One thing that the Mathematica solution seems to be telling you is that the best point to expand around may be $x=6$ rather than $x=0$. In fact, under the change of variables $x=t+6$, $y(x) = e^{3t} u(t)$ the DE becomes $$ u'' - t u' + 7 u = 0 $$ A fundamental set of solutions of this consists of $t - t^3 + t^5/5 - t^7/105$ and $$\sum _{k=0}^{\infty }{\frac {{2}^{-k}}{ \left( 2\,k-1 \right) \left( 2\,k-3 \right) \left( 2\,k-5 \right) \left( 2\,k-7 \right) k!}} t^{2k}$$

EDIT: This begs for a generalization.
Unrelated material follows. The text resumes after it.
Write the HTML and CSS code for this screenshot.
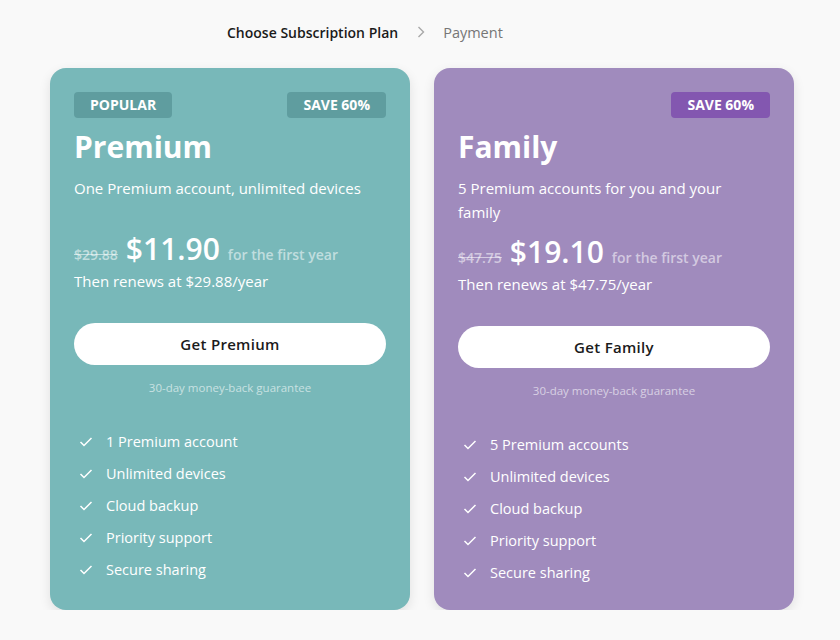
FILE: index.html
```html
<!DOCTYPE html>
<html lang="en">
<head>
<meta charset="utf-8">
<title>Choose Subscription Plan</title>
<link rel="stylesheet" href="styles.css">
</head>
<body>
<div class="page">
  <nav class="crumbs">
    <span class="crumb-current">Choose Subscription Plan</span>
    <svg class="crumb-sep" width="8" height="12" viewBox="0 0 8 12"><polyline points="1.5,1 6.5,6 1.5,11" fill="none" stroke="#a8a8a8" stroke-width="1.4"/></svg>
    <span class="crumb-next">Payment</span>
  </nav>
  <div class="plans">
    <section class="card card-teal">
      <div class="badges">
        <span class="badge">POPULAR</span>
        <span class="badge">SAVE 60%</span>
      </div>
      <h2 class="title">Premium</h2>
      <p class="desc">One Premium account, unlimited devices</p>
      <div class="price-row">
        <span class="old">$29.88</span>
        <span class="now">$11.90</span>
        <span class="period">for the first year</span>
      </div>
      <p class="renew">Then renews at $29.88/year</p>
      <button class="cta">Get Premium</button>
      <p class="guarantee">30-day money-back guarantee</p>
      <ul class="features">
        <li><svg class="check" width="24" height="24" viewBox="0 0 24 24"><polyline points="6.5,12 10,15.5 17.5,8" fill="none" stroke="#fff" stroke-width="1.5"/></svg>1 Premium account</li>
        <li><svg class="check" width="24" height="24" viewBox="0 0 24 24"><polyline points="6.5,12 10,15.5 17.5,8" fill="none" stroke="#fff" stroke-width="1.5"/></svg>Unlimited devices</li>
        <li><svg class="check" width="24" height="24" viewBox="0 0 24 24"><polyline points="6.5,12 10,15.5 17.5,8" fill="none" stroke="#fff" stroke-width="1.5"/></svg>Cloud backup</li>
        <li><svg class="check" width="24" height="24" viewBox="0 0 24 24"><polyline points="6.5,12 10,15.5 17.5,8" fill="none" stroke="#fff" stroke-width="1.5"/></svg>Priority support</li>
        <li><svg class="check" width="24" height="24" viewBox="0 0 24 24"><polyline points="6.5,12 10,15.5 17.5,8" fill="none" stroke="#fff" stroke-width="1.5"/></svg>Secure sharing</li>
      </ul>
    </section>
    <section class="card card-purple">
      <div class="badges badges-end">
        <span class="badge">SAVE 60%</span>
      </div>
      <h2 class="title">Family</h2>
      <p class="desc">5 Premium accounts for you and your family</p>
      <div class="price-row">
        <span class="old">$47.75</span>
        <span class="now">$19.10</span>
        <span class="period">for the first year</span>
      </div>
      <p class="renew">Then renews at $47.75/year</p>
      <button class="cta">Get Family</button>
      <p class="guarantee">30-day money-back guarantee</p>
      <ul class="features">
        <li><svg class="check" width="24" height="24" viewBox="0 0 24 24"><polyline points="6.5,12 10,15.5 17.5,8" fill="none" stroke="#fff" stroke-width="1.5"/></svg>5 Premium accounts</li>
        <li><svg class="check" width="24" height="24" viewBox="0 0 24 24"><polyline points="6.5,12 10,15.5 17.5,8" fill="none" stroke="#fff" stroke-width="1.5"/></svg>Unlimited devices</li>
        <li><svg class="check" width="24" height="24" viewBox="0 0 24 24"><polyline points="6.5,12 10,15.5 17.5,8" fill="none" stroke="#fff" stroke-width="1.5"/></svg>Cloud backup</li>
        <li><svg class="check" width="24" height="24" viewBox="0 0 24 24"><polyline points="6.5,12 10,15.5 17.5,8" fill="none" stroke="#fff" stroke-width="1.5"/></svg>Priority support</li>
        <li><svg class="check" width="24" height="24" viewBox="0 0 24 24"><polyline points="6.5,12 10,15.5 17.5,8" fill="none" stroke="#fff" stroke-width="1.5"/></svg>Secure sharing</li>
      </ul>
    </section>
  </div>
</div>
</body>
</html>
```
FILE: styles.css
```css
* { box-sizing: border-box; }
html, body { margin: 0; padding: 0; }
body {
  background: #f9f9f9;
  font-family: "Open Sans", "Noto Sans", sans-serif;
  color: #1b1b1b;
}
.page {
  padding: 20px 0 0 50px;
}
.crumbs {
  display: flex;
  align-items: center;
  height: 24px;
  padding-left: 177px;
  font-size: 14px;
  font-weight: 600;
}
.crumb-current { color: #1b1b1b; }
.crumb-sep { margin: 0 18px 0 19px; }
.crumb-next { color: #767676; font-weight: 500; font-size: 14.5px; }
.plans {
  display: flex;
  gap: 24px;
  margin-top: 24px;
}
.card {
  width: 360px;
  border-radius: 16px;
  padding: 24px 24px 25px;
  color: #fff;
  box-shadow: 0 4px 12px rgba(0,0,0,0.10);
  display: flex;
  flex-direction: column;
}
.card-teal { background: #78b8b9; }
.card-teal .badge { background: #5f9d9f; }
.card-purple { background: #a08bbd; }
.card-purple .badge { background: #8357b0; }
.badges {
  display: flex;
  justify-content: space-between;
}
.badges-end { justify-content: flex-end; }
.badge {
  height: 26px;
  line-height: 26px;
  padding: 0 16px;
  border-radius: 4px;
  font-size: 14px;
  font-weight: 700;
}
.title {
  margin: 10px 0 0;
  font-size: 30px;
  line-height: 38px;
  font-weight: 700;
}
.desc {
  margin: 10px 0 0;
  max-width: 296px;
  font-size: 15px;
  line-height: 24px;
  min-height: 45px;
}
.price-row {
  display: flex;
  align-items: baseline;
  gap: 8px;
  margin-top: 8px;
  height: 40px;
}
.old {
  font-size: 14px;
  line-height: 1;
  font-weight: 600;
  color: rgba(255,255,255,0.55);
  text-decoration: line-through;
}
.now {
  font-size: 30px;
  line-height: 40px;
  font-weight: 600;
}
.period {
  font-size: 14px;
  line-height: 1;
  font-weight: 600;
  color: rgba(255,255,255,0.55);
}
.renew {
  margin: 0;
  font-size: 15px;
  line-height: 24px;
}
.cta {
  margin-top: 30px;
  height: 42px;
  width: 100%;
  border: 0;
  border-radius: 21px;
  background: #fff;
  color: #1b1b1b;
  font-family: inherit;
  font-size: 15px;
  font-weight: 600;
  letter-spacing: 0.3px;
}
.guarantee {
  margin: 14px 0 0;
  text-align: center;
  font-size: 11.5px;
  line-height: 18px;
  color: rgba(255,255,255,0.6);
}
.features {
  list-style: none;
  margin: 33px 0 0;
  padding: 0;
  display: flex;
  flex-direction: column;
  gap: 8px;
}
.features li {
  display: flex;
  align-items: center;
  gap: 8px;
  font-size: 14.5px;
  line-height: 24px;
}
.check { flex: none; }
```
The change of variables $x = t + a$, $y(x) = e^{bt} u(t)$ takes the DE $y'' + (c x + d) y' + (e x + f) y = 0$ to $u'' + (c t + 2b + d + a c) u' + ((cb+e)t + b^2+ea+bd+abc+f) u = 0$. Solving $2b+d+ac = 0$ and $cb+e=0$ for $a$ and $b$, we find that if $c \ne 0$, for $a = \frac{2e}{c^2} - \frac{d}{c}$, $b = -\frac{e}{c}$ the equation is transformed to $u'' + c t u' + A u = 0$ where $A = \frac{e^2}{c^2} - \frac{de}{c} + f$.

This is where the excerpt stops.